On-street evidence suggests that Toyota’s switch to hybrid cars only has not frightened off the buyers. There are quite a number of new hybrid Toyota cars on the roads although it remains to be seen if those buyers will be happy to continue choosing this form of powertrain into the future. Lots of Irish buyers have had a love affair with the brand over the years and this looks like continuing for now.
Hybrid technology really is not too difficult to understand. You get a regular petrol engine – 1.8-litre in this case – that is matched with an electric motor and each work together and separately depending on the driving forces you are applying at the time. At low speeds, the electric motor does all the driving, raise the pace and the petrol engine kicks in and as you drive along and decelerate or brake, the batteries that drives the electric motor is recharged as you go.

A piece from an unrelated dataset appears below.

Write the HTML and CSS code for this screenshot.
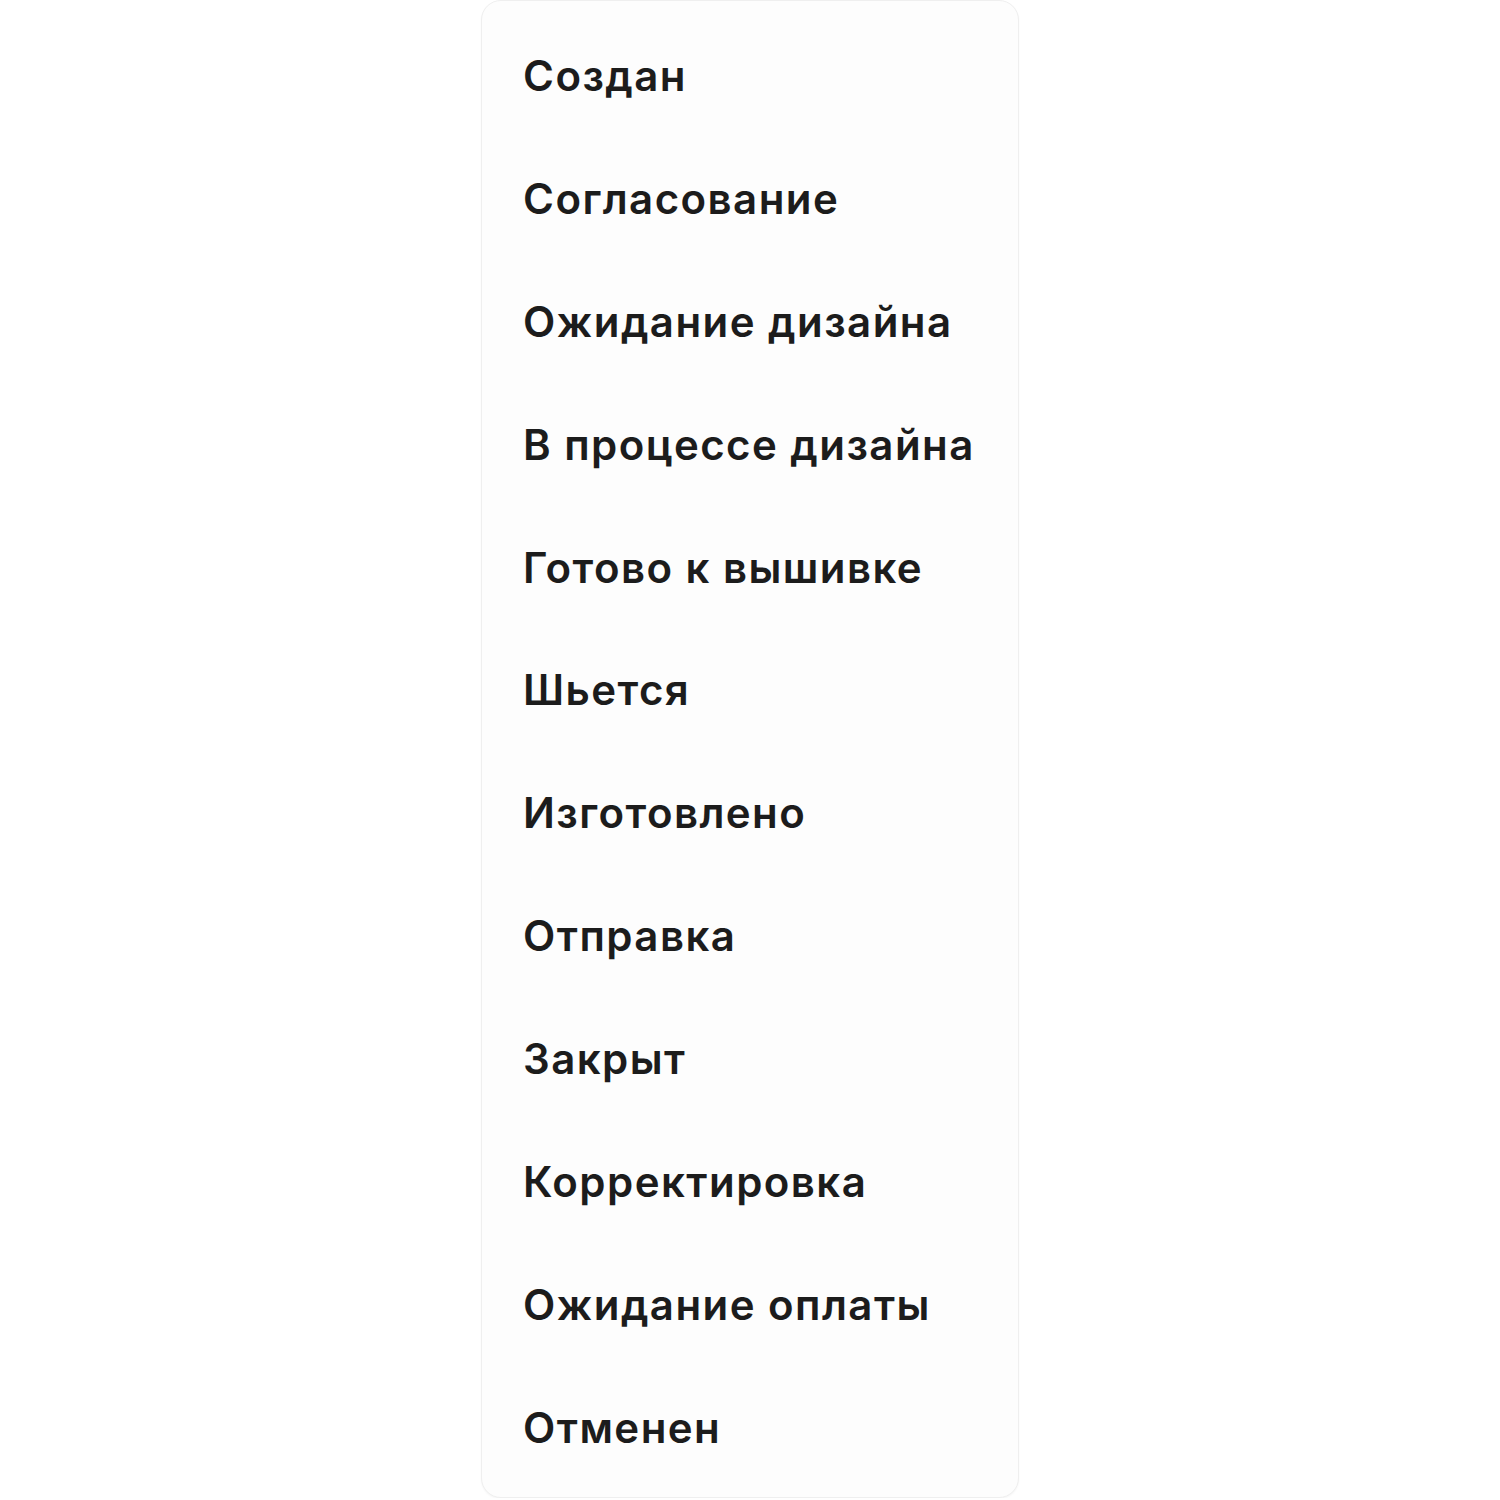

Simplified, this week’s test car, the new Toyota Corolla hybrid Luna saloon is a genuine money-saver on short lower-speed journeys. Around town it makes a huge difference but, on longer trips at normal or higher speeds, then the economies are clearly reduced.
Strange as it may seem, back in 2013 when Toyota launched a new Corolla diesel at the time they advertised possible fuel consumption figures of 3.9L/100km. For this car the promised return is 3.4L/100km. CO2 figures then for the diesel were forwarded at 102g/km while today the hybrid – albeit under much stiffer WLTP measurements – comes in at 100g/km. My fuel return over a combined 1,100 kilometres in all sort of journeys came in at 6.3 litres per kilometre. You can however get it much lower when keeping an eye on it around town and you could easily reach the advertised level.
For more, read this week’s Connacht Tribune.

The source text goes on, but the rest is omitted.